Somit hat die Koalition ein Problem, auch wenn Innenminister Otto Schily tapfer ankündigte, den Gesetzentwurf im Januar unverzüglich und unverändert erneut in den Bundestag einzubringen. Dort wird das Gesetz wieder eine Mehrheit finden, aber spätestens in der Länderkammer dürfte Rot-Grün auflaufen, wenn sich Schily nicht zu Kompromissen mit den Unionsländern bereit findet. Damit könnte er eine Koalitionskrise heraufbeschwören. Denn die Grünen halten an dem vom Verfassungsgericht verworfenen Regelwerk fest.
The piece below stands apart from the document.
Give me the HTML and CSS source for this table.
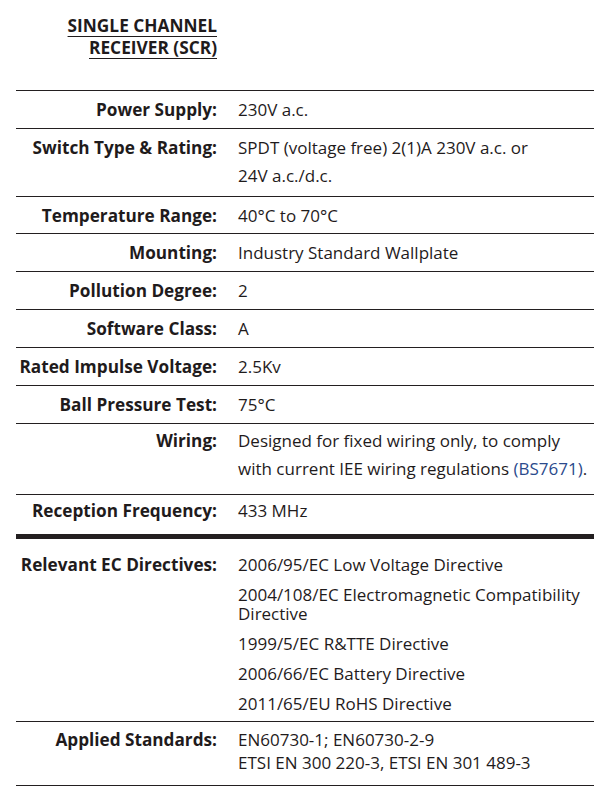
FILE: index.html
```html
<!DOCTYPE html>
<html lang="en">
<head>
<meta charset="utf-8">
<title>Single Channel Receiver (SCR)</title>
<link rel="stylesheet" href="styles.css">
</head>
<body>
<div class="sheet">
  <h1 class="title"><span>SINGLE CHANNEL</span><br><span>RECEIVER (SCR)</span></h1>

  <div class="specs">
    <div class="row">
      <div class="label">Power Supply:</div>
      <div class="value">230V a.c.</div>
    </div>
    <div class="row row-double">
      <div class="label">Switch Type &amp; Rating:</div>
      <div class="value">SPDT (voltage free) 2(1)A 230V a.c. or<br>24V a.c./d.c.</div>
    </div>
    <div class="row row-tight">
      <div class="label">Temperature Range:</div>
      <div class="value">40°C to 70°C</div>
    </div>
    <div class="row">
      <div class="label">Mounting:</div>
      <div class="value">Industry Standard Wallplate</div>
    </div>
    <div class="row">
      <div class="label">Pollution Degree:</div>
      <div class="value">2</div>
    </div>
    <div class="row">
      <div class="label">Software Class:</div>
      <div class="value">A</div>
    </div>
    <div class="row">
      <div class="label">Rated Impulse Voltage:</div>
      <div class="value">2.5Kv</div>
    </div>
    <div class="row">
      <div class="label">Ball Pressure Test:</div>
      <div class="value">75°C</div>
    </div>
    <div class="row row-wiring">
      <div class="label">Wiring:</div>
      <div class="value">Designed for fixed wiring only, to comply<br>with current IEE wiring regulations <span class="ref">(BS7671)</span>.</div>
    </div>
    <div class="row row-reception">
      <div class="label">Reception Frequency:</div>
      <div class="value">433 MHz</div>
    </div>
  </div>

  <div class="specs specs-compliance">
    <div class="row row-list">
      <div class="label">Relevant EC Directives:</div>
      <ul class="value list">
        <li>2006/95/EC Low Voltage Directive</li>
        <li>2004/108/EC Electromagnetic Compatibility<br>Directive</li>
        <li>1999/5/EC R&amp;TTE Directive</li>
        <li>2006/66/EC Battery Directive</li>
        <li>2011/65/EU RoHS Directive</li>
      </ul>
    </div>
    <div class="row row-standards">
      <div class="label">Applied Standards:</div>
      <div class="value">EN60730-1; EN60730-2-9<br>ETSI EN 300 220-3, ETSI EN 301 489-3</div>
    </div>
  </div>
</div>
</body>
</html>
```

FILE: styles.css
```css
html, body {
  margin: 0;
  padding: 0;
  background: #ffffff;
}

body {
  font-family: "Open Sans", "Noto Sans", "DejaVu Sans", sans-serif;
  color: #1f1b1c;
  font-size: 17px;
}

.sheet {
  margin-left: 16px;
}

.title {
  width: 201px;
  margin: 0;
  padding-top: 15px;
  margin-bottom: 31px;
  font-size: 17.3px;
  font-weight: 700;
  line-height: 22px;
  text-align: right;
}

.title span {
  text-decoration: underline;
  text-decoration-thickness: 1px;
  text-underline-offset: 4px;
}

.specs {
  display: flex;
  flex-direction: column;
}

.row {
  display: grid;
  grid-template-columns: 201px 1fr;
  column-gap: 21px;
  border-top: 1px solid #231f20;
  padding: 5px 0 4px;
  line-height: 28px;
}

.row-tight {
  padding-bottom: 3px;
}

.row-double {
  padding-bottom: 6px;
}

.row-wiring {
  padding-top: 3px;
  padding-bottom: 11px;
}

.row-reception {
  padding-top: 2px;
  padding-bottom: 9px;
}

.label {
  font-size: 17.2px;
  font-weight: 700;
  text-align: right;
  white-space: nowrap;
}

.value {
  white-space: nowrap;
}

.ref {
  color: #2b4a8c;
}

.specs-compliance .row-list {
  border-top: 5px solid #231f20;
  padding: 16px 0 8px;
  line-height: 19px;
}

.list {
  list-style: none;
  margin: 0;
  padding: 0;
  display: flex;
  flex-direction: column;
  gap: 11px;
}

.row-standards {
  padding: 6px 0 11px;
  line-height: 23px;
  border-bottom: 1px solid #231f20;
}
```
Die Absicht ist völlig klar: Für die Grünen ist das Gesetz, obwohl es formal von Begrenzung und Steuerung der Zuwanderung spricht, das Einfallstor zur anderen, nämlich der multikulturellen Republik. Nach Ansicht der meisten Fachleute wäre es bei einem Inkrafttreten tatsächlich leichter geworden, in die Bundesrepublik einzureisen und sich hier dauerhaft niederzulassen. Diese Vermutung stützt sich auf zahlreiche Detailregelungen: So ist in dem rot-grünen Gesetz die Aufhebung des Anwerbestopps für Ausländer vorgesehen. Das würde zu einem verstärkten Einwanderungsdruck führen. Auch die neuen Ausnahmebestimmungen beim Nachzug von Farnilienangehörigen von Ausländern hätten zu einer höheren Zuwanderung geführt. Außerdem mißfielen der Union die Erweiterung der Rechte von Flüchtlingen (so sollten Flüchtlinge aus humanitären Gründen oder aufgrund von geschlechtsspezifischer Verfolgung aufgenommen werden können) und die vorgesehenen großzügigeren Aufenthaltsgenehmigungen.

Auch die Maßnahmen, die den Arbeitsmarkt betreffen, werden von Regierung und Union unterschiedlich beurteilt. Schily hatte vorgesehen, daß die Arbeitsämter der Anwerbung von Ausländern zustimmen dürfen, wenn sich keine "nachteiligen Auswirkungen auf den Arbeitsmarkt ergeben". Angesichts von vier Millionen Arbeitslosen in Deutschland vertritt die Union dagegen die Auffassung, daß deutschen Arbeitslosen eher ein weiterer Weg zur Arbeitsstelle zumutbar ist, ehe man Ausländer ins Land holt.

Ob der Erfolg der Union in Karlsruhe wirklich ein "wichtiger Tag für die Bewahrung der Identität Deutschlands" ist, wie Bayerns Ministerpräsident und CSU-Chef Edmund Stoiber euphorisch meinte, bleibt abzuwarten. Es darf nicht vergessen werden, daß Teile der CDU den rot-grünen Vorstellungen näher sind als es die klare bayerische Haltung vermuten läßt. So hätte der Chef der Zuwanderungskommission der CDU, der saarländische Ministerpräsident Peter Müller, gerne zu einem frühen Zeitpunkt einen Kompromiß mit Rot-Grün geschlossen. Die Debatte beginnt jetzt von neuem. Nicht nur in der Regierung, sondern auch in der Opposition.